With all the wisdom of hindsight, it is hard to suggest a foreign policy that might have saved Poland. Between 1932 and 1939 foreign policy was conducted by Colonel Józef Beck, who saw clearly that in the diplomatic game Poland had nothing to offer a potential ally. In 1932 he signed a non-aggression pact with the Soviet Union. This elicited an aggressive response from Germany, which demanded the Free City of Danzig. When Hitler came to power in 1933 Piłsudski considered a Franco-Polish pre-emptive strike on Germany. But Hitler stepped in with conciliatory offers and in January 1934 Poland and Germany signed a ten-year non-aggression pact. Hitler was keen to meet Piłsudski and discuss plans for a German drive into the Baltic countries in conjunction with a Polish drive to the Black Sea. But this was not a realistic option for Poland.

After the Anschluss with Austria in the spring of 1938 it became obvious that the West would be of no practical assistance to Poland. Beck could not turn to the Soviet Union for a military alliance, since no Pole who knew his history could consider allowing Russian troops onto Polish soil, even if they came as allies. The only hope was to placate Germany in the hope of staving off aggression and of eliciting a convincing promise of military support from Britain and France, who were naturally anxious to keep Poland out of Germany’s orbit.

In October 1938, after the German seizure of the Sudetenland, the Poles reoccupied the Zaolzie (the part of Cieszyn which the Czechs had annexed in 1918). It was intended partly as a show of force and partly as a strategic measure to strengthen Poland’s southern flank against German attack—a consideration which also prompted a Polish ultimatum to Lithuania to open diplomatic relations and declare her intentions. These moves had little practical effect beyond creating the impression that Poland was a bully little better than Germany or Italy.

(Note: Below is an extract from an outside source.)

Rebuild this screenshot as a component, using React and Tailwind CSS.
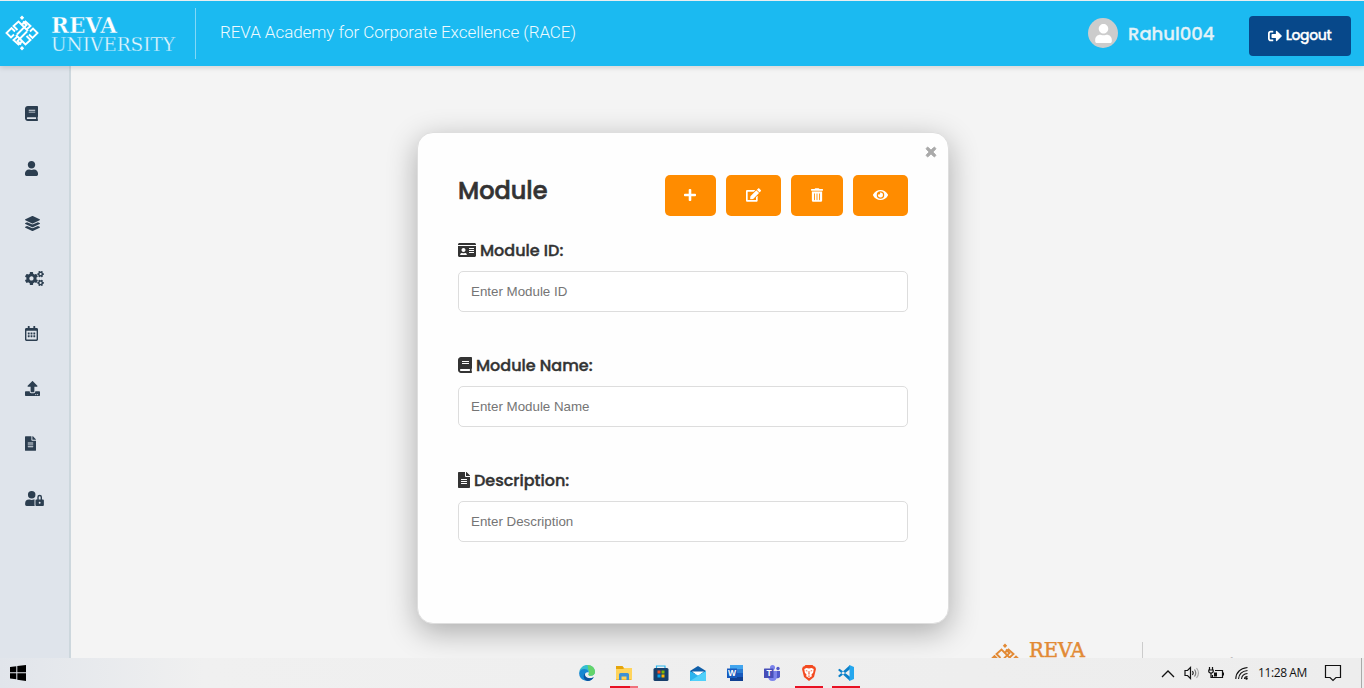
import React from "react";
import {
  FaBook, FaUser, FaLayerGroup, FaCogs, FaRegCalendarAlt, FaUpload, FaFileAlt, FaUserLock,
  FaSignOutAlt, FaPlus, FaEdit, FaTrashAlt, FaEye, FaTimes, FaIdCard,
} from "react-icons/fa";

const geo = "font-['Poppins','Inter',sans-serif]";

function Knot({ className }) {
  return (
    <svg viewBox="0 0 34 36" className={className} fill="none" stroke="currentColor" strokeWidth="1.9">
      <path d="M17 .5 19.2 2.7 17 4.9 14.8 2.7ZM17 31.1 19.2 33.3 17 35.5 14.8 33.3Z" fill="currentColor" stroke="none" />
      <path d="M9 19.500 6 22.500 1.500 18 6.500 13 10 16.500" />
      <path d="M25 16.500 28 13.500 32.500 18 27.500 23 24 19.500" />
      <path d="M12.500 15 8.500 11 13.500 6.500 23 16" />
      <path d="M21.500 21 25.500 25 20.500 29.500 11 20" />
      <path d="M12 19.500 21.500 10 18 6.500" />
      <path d="M22 16.500 12.500 26 16 29.500" />
      <path d="M16.500 10 20.500 6.500 25.500 11 21.500 14.500" />
      <path d="M17.500 26 13.500 29.500 8.500 25 12.500 21.500" />
    </svg>
  );
}

function Header() {
  return (
    <header className="relative z-10 flex h-[66px] shrink-0 items-start border-t border-[#e9eef0] bg-[#1bbaf1] shadow-[0_2px_5px_rgba(0,0,0,0.13)]">
      <div className="flex h-[65px] w-[195px] shrink-0 pl-[5px] pt-[14px] text-white">
        <Knot className="h-[36px] w-[34px]" />
        <div className="ml-[12px] pt-px font-['DejaVu_Serif',serif] leading-none">
          <svg width="68" height="18" className="block overflow-visible">
            <text x="0" y="16.5" fill="white" fontSize="22.5" fontWeight="700" stroke="#1bbaf1" strokeWidth="0.4" textLength="66" lengthAdjust="spacingAndGlyphs">REVA</text>
          </svg>
          <svg width="126" height="18" className="block overflow-visible">
            <text x="0" y="17" fill="#e9f9ff" fontSize="18.5" stroke="#1bbaf1" strokeWidth="0.35" textLength="124" lengthAdjust="spacing">UNIVERSITY</text>
          </svg>
        </div>
      </div>
      <div className="mt-[7px] h-[51px] w-px bg-[#82d8f7]" />
      <div className="ml-6 mt-[19px] whitespace-nowrap font-['Roboto',sans-serif] text-[17px] font-light leading-6 tracking-[-0.05px] text-[#eefaff]">
        REVA Academy for Corporate Excellence (RACE)
      </div>
      <div className="ml-auto flex pr-[13px]">
        <div className="mt-[17px] flex size-[30px] items-center justify-center rounded-full bg-[#ccc] text-white">
          <FaUser className="h-[19px] w-[17px]" />
        </div>
        <div className={`${geo} ml-[10px] mt-[17px] w-[121px] text-[18px] font-medium leading-[32px] text-[#e2f2f8] [-webkit-text-stroke:0.3px]`}>Rahul004</div>
        <button className={`${geo} mt-[15px] flex h-10 w-[102px] items-center justify-center rounded bg-[#07488a] pb-px pr-px text-[14px] font-medium tracking-[-0.4px] text-white [-webkit-text-stroke:0.3px]`}>
          <FaSignOutAlt className="mr-[4px] size-[14px]" />Logout
        </button>
      </div>
    </header>
  );
}

function Sidebar() {
  const items = [
    [FaBook, "w-[13px]"], [FaUser, "w-[13px]"], [FaLayerGroup, "w-[15px]"], [FaCogs, "w-[19px]"],
    [FaRegCalendarAlt, "w-[13px]"], [FaUpload, "w-[15px]"], [FaFileAlt, "w-[11px]"], [FaUserLock, "w-[19px]"],
  ];
  return (
    <nav className="flex w-[71px] shrink-0 flex-col border-r-2 border-[#cdd7dd] bg-[#dfe4eb] pl-[25px] pt-5 text-[#2c3e50]">
      {items.map(([Icon, w], i) => (
        <div key={i} className="flex h-[55px] items-center">
          <Icon className={`h-[15px] ${w}`} />
        </div>
      ))}
    </nav>
  );
}

function Field({ icon: Icon, size, label, placeholder }) {
  return (
    <div className="h-[115px]">
      <label className={`${geo} flex h-6 items-center gap-1 text-[16px] font-medium text-[#333] [-webkit-text-stroke:0.4px]`}>
        <Icon className={`h-4 ${size} [-webkit-text-stroke:0]`} /><span className="pt-px">{label}</span>
      </label>
      <input
        placeholder={placeholder}
        className="mt-[9px] block h-[41px] w-full rounded-[5px] border border-[#ddd] bg-white px-3 font-['Liberation_Sans',sans-serif] text-[13.333px] placeholder:text-[#757575]"
      />
    </div>
  );
}

function ModuleCard() {
  const btn = "flex h-[41px] items-center justify-center rounded-[5px] bg-[#ff8c00] pb-px text-white";
  return (
    <section className="relative mt-[66px] h-[492px] w-[532px] rounded-[16px] border border-[#dedede] bg-[#fefefe] px-10 pt-[42px] shadow-[0_8px_30px_rgba(0,0,0,0.3)]">
      <button className="absolute right-[10px] top-[12px] text-[#aaa]"><FaTimes className="size-[14px]" stroke="currentColor" strokeWidth="36" /></button>
      <div className="flex justify-between">
        <h1 className={`${geo} text-[24px] font-medium leading-8 text-[#333] [-webkit-text-stroke:0.6px]`}>Module</h1>
        <div className="flex gap-[10px]">
          <button className={`${btn} w-[51px] pr-px`}><FaPlus className="h-[14px] w-[12px]" /></button>
          <button className={`${btn} w-[55px]`}><FaEdit className="h-[14px] w-[15px]" /></button>
          <button className={`${btn} w-[52px]`}><FaTrashAlt className="h-[14px] w-[12px]" /></button>
          <button className={`${btn} w-[55px]`}><FaEye className="h-[14px] w-[15px]" /></button>
        </div>
      </div>
      <form className="pt-[22px]">
        <Field icon={FaIdCard} size="w-[18px]" label="Module ID:" placeholder="Enter Module ID" />
        <Field icon={FaBook} size="w-[14px]" label="Module Name:" placeholder="Enter Module Name" />
        <Field icon={FaFileAlt} size="w-[12px]" label="Description:" placeholder="Enter Description" />
      </form>
    </section>
  );
}

const Edge = () => (
  <svg viewBox="0 0 16 16" className="size-4">
    <path d="M.2 7C1 2.7 4.3 0 8.2 0 12.8 0 16 3.3 16 6.8c0 2.500-1.800 4-4.100 4-2 0-2.700-.7-2.400-1.500C10.700 7 8.700 4.800 5.800 4.800 3.400 4.800 1.300 5.700.2 7Z" fill="#35bfd0" />
    <path d="M8.500 0C13 0 16 3.300 16 6.800c0 2.500-1.800 4-4.100 4-2 0-2.700-.7-2.400-1.500.8-1.200.9-2.500.1-3.500Z" fill="#64d46a" />
    <path d="M.1 8C.3 5.500 3 3.800 5.600 4 8 4.200 9.800 5.600 9.800 7.600 7.500 6.800 6 8 6 10c0 3 4 4.600 8.800 2.200A8 8 0 0 1 .1 8Z" fill="#1687d2" />
    <path d="M6 8.300c-1 4 3.500 6.200 8.800 3.900A8 8 0 0 1 8.500 16C5 15.500 3.400 11 6 8.300Z" fill="#0c519c" />
  </svg>
);
const Folder = () => (
  <svg viewBox="0 0 16 14" className="h-[14px] w-4">
    <path d="M0 0h6.500L8 2h7.500v12H0Z" fill="#e5a50b" /><path d="M0 3h7l1.500-1H16v11.500H0Z" fill="#ffd45c" />
    <path d="M3 14V8.500Q3 7 4.500 7h7Q13 7 13 8.500V14h-2.500v-3.500h-5V14Z" fill="#3f91d5" />
  </svg>
);
const Store = () => (
  <svg viewBox="0 0 16 16" className="size-4">
    <path d="M3.500 4V1h8.500v3" fill="none" stroke="#28b5ed" strokeWidth="1.200" /><rect x=".5" y="3" width="15" height="13" rx="1.500" fill="#173f6b" />
    <path d="M4.500 5.500h3v3h-3Z" fill="#f25022" /><path d="M8.500 5.500h3v3h-3Z" fill="#7fba00" /><path d="M4.500 9.500h3v3h-3Z" fill="#00a4ef" /><path d="M8.500 9.500h3v3h-3Z" fill="#ffb900" />
  </svg>
);
const Mail = () => (
  <svg viewBox="0 0 16 15" className="h-[15px] w-4">
    <path d="M0 5 8 0l8 5v3H0Z" fill="#0f5ea8" /><path d="M2 5.500h12L8 10Z" fill="#fff" /><path d="M0 5 8 9.500 16 5v10H0Z" fill="#2bb4ee" /><path d="M0 15 16 5v10Z" fill="#50d0fa" />
  </svg>
);
const Word = () => (
  <svg viewBox="0 0 16 16" className="size-4">
    <path d="M3 0h13v4H3Z" fill="#41a5ee" /><path d="M3 4h13v4H3Z" fill="#2b7cd3" /><path d="M3 8h13v4H3Z" fill="#185abd" /><path d="M3 12h13v4H3Z" fill="#103f91" />
    <rect y="3.500" width="10" height="9.500" fill="#185abd" /><text x="5" y="11.300" textAnchor="middle" fontSize="8.500" fontWeight="700" fill="#fff" fontFamily="Liberation Sans">W</text>
  </svg>
);
const Teams = () => (
  <svg viewBox="0 0 16 16" className="size-4">
    <circle cx="8.500" cy="2.500" r="2.500" fill="#7b83eb" /><circle cx="14" cy="3.500" r="1.700" fill="#5059c9" /><path d="M10 6h6v6q-1.500 2-4 1Z" fill="#5059c9" /><path d="M4 6h9v5q0 5-4.500 5T4 11Z" fill="#7b83eb" />
    <rect y="3.500" width="9.500" height="9.500" rx=".5" fill="#464eb8" /><text x="5" y="11.300" textAnchor="middle" fontSize="8.500" fontWeight="700" fill="#fff" fontFamily="Liberation Sans">T</text>
  </svg>
);
const Brave = () => (
  <svg viewBox="0 0 14 16" className="h-4 w-[14px]">
    <path d="M3.500 0h7L12 1.500h1L14 4l-2 8-5 4-5-4L0 4l1-2.500h1Z" fill="#f34a20" />
    <path d="m2.300 4 2.200-1L7 3.500 9.500 3l2.200 1-.5 3.500-2 2.500 1 1L7 13l-3.200-2 1-1-2-2.500Z" fill="#fff" />
    <path d="m3.500 5 2 .8-.5 1ZM10.500 5l-2 .8.5 1ZM6.600 6h.8l.2 3-.6 1-.6-1ZM5.500 11l1.500-.6 1.500.6-1.500.8Z" fill="#f34a20" />
  </svg>
);
const Code = () => (
  <svg viewBox="0 0 16 16" className="size-4">
    <path d="M0 5 1.600 3.700 12 11.800V16ZM0 11l1.600 1.300L12 4.200V0Z" fill="#0b80c9" /><path d="m11.500 0 4.500 2v12l-4.500 2Z" fill="#25a7ee" />
  </svg>
);

function Tray() {
  return (
    <div className="ml-auto flex h-[30px] items-center text-[#111]">
      <svg width="14" height="9" className="mr-[9px]" fill="none" stroke="currentColor" strokeWidth="1.300"><path d="m1 8 6-6 6 6" /></svg>
      <svg width="17" height="14" viewBox="0 0 17 14" className="mr-[7px]" fill="none" stroke="currentColor" strokeWidth="1.200">
        <path d="M1 4.500h2.500L6.500 1.500v11l-3-3H1ZM8.500 5q1.500 2 0 4" /><path d="M10.500 3.500q2.500 3.500 0 7" stroke="#777" /><path d="M12.500 2q4 5 0 10" stroke="#aaa" />
      </svg>
      <svg width="16" height="13" viewBox="0 0 16 13" className="mr-[11px]" fill="none" stroke="currentColor" strokeWidth="1.200">
        <path d="M7 3.500h7.500v7H4.500V8M15.500 5.500v3M1.500 0v2.500M4.500 0v2.500M.8 3h4.400v2L3 6.500.8 5ZM3 6.500v4h2" /><path d="M6 5.500h3v4H6Z" fill="currentColor" stroke="none" />
      </svg>
      <svg width="13" height="14" viewBox="0 0 13 14" className="mr-[10px]" fill="none" stroke="currentColor" strokeWidth="1.100">
        <path d="M.8 13Q1 3 12.500 1.500M3.500 13Q4 5.500 12.500 4.500M6.500 13Q7 8 12.500 7.500M9.500 13q0-2.500 3-2.500" /><circle cx="11.500" cy="12.500" r="1.200" fill="currentColor" stroke="none" />
      </svg>
      <div className="w-[48px] whitespace-nowrap font-['Open_Sans','Noto_Sans',sans-serif] text-[12px] tracking-[-0.4px]">11:28 AM</div>
      <svg width="18" height="18" viewBox="0 0 18 18" className="ml-[18px] mr-[19px]" fill="none" stroke="currentColor" strokeWidth="1.200"><path d="M1.500 1.500h15v12H12l-3 3-3-3H1.500Z" /></svg>
      <div className="h-full w-[3px] border-l border-[#aaa]" />
    </div>
  );
}

function Taskbar() {
  const apps = [[Edge, 0], [Folder, 2], [Store, 0], [Mail, 0], [Word, 0], [Teams, 0], [Brave, 1], [Code, 1]];
  return (
    <footer className="flex h-[30px] shrink-0 bg-linear-to-r from-[#e1e5eb] via-[#f0f0f0] via-15% to-[#ededed]">
      <div className="w-[568px] pl-[10px] pt-[7px]">
        <svg width="16" height="16" fill="#000"><path d="M0 2 6.300 1.200v6H0ZM7.300 1 16 0v7.200H7.300ZM0 8.300h6.300v6L0 13.500ZM7.300 8.300H16V16l-8.700-1.200Z" /></svg>
      </div>
      <div className="flex">
        {apps.map(([Icon, mark], i) => (
          <div key={i} className="flex h-[30px] w-[37px] flex-col items-center">
            <div className="flex h-7 items-center pt-[2px]"><Icon /></div>
            {mark > 0 && <div className="flex h-[2px] w-7"><div className="flex-1 bg-[#e81123]" />{mark === 2 && <div className="w-2 bg-[#f1707a]" />}</div>}
          </div>
        ))}
      </div>
      <Tray />
    </footer>
  );
}

export default function App() {
  return (
    <div className="flex h-[688px] w-[1364px] flex-col overflow-hidden bg-[#f4f4f4]">
      <Header />
      <div className="flex h-[592px] overflow-hidden">
        <Sidebar />
        <main className="relative flex flex-1 pl-[346px]">
          <ModuleCard />
          <div className="absolute left-[917px] top-[576px] flex h-4 w-[360px] overflow-hidden text-[#e28a35]">
            <Knot className="mt-px h-[36px] w-[34px] shrink-0" />
            <svg width="58" height="20" className="ml-[7px] shrink-0">
              <text x="0" y="15" fill="currentColor" stroke="currentColor" strokeWidth="0.5" fontSize="20" textLength="56" lengthAdjust="spacingAndGlyphs" fontFamily="DejaVu Serif">REVA</text>
            </svg>
            <div className="ml-[55px] h-4 w-px shrink-0 bg-[#ccc]" />
            <div className="ml-[9px] mt-[13.5px] shrink-0 whitespace-nowrap font-['Roboto',sans-serif] text-[11px] font-light leading-[14px] text-[#999]">REVA Academy for Corporate Excellence</div>
          </div>
        </main>
      </div>
      <Taskbar />
    </div>
  );
}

On 22 March 1939 the German government delivered an ultimatum to Poland demanding Danzig and the strip of Polish territory dividing East Prussia from the rest of Germany, the so-called ‘Polish Corridor’. The ultimatum was rejected. On 31 March Great Britain offered an unconditional guarantee of Polish territorial integrity, and a few weeks later a military alliance was signed by Britain, France and Poland.

There followed three months of uneasy calm. Optimists saw this as a sign that the situation had been contained and peace assured. In fact Germany was using the time to make final preparations. Hitler put pressure on Romania to rescind her defensive military alliance with Poland, and started negotiating with Stalin. In August, the foreign ministers of the two states, Joachim von Ribbentrop and Viacheslav Molotov, signed a secret protocol detailing a new partition of Poland.

On the evening of 31 August 1939 a dozen German convicts were dressed in Polish uniforms and ordered to attack a German radio station in Gleiwitz in Upper Silesia. Early next morning, as the world awoke to the remarkable news that Poland had attacked the Third Reich, the Wehrmacht invaded Poland in defence of the threatened Fatherland. Two days later, on 3 September, Great Britain and France declared war on Germany. Two weeks after that, on 17 September, when it had become clear that they would do nothing further to help their ally, the Soviet Union also invaded Poland.

What followed was no ordinary war. It was a concerted and sustained effort by Germany and Russia to destroy not only the Polish state, but the Polish nation itself. And although full-blown military operations would end in 1945, it would not be over for Poland until September 1989, almost exactly fifty years after it began.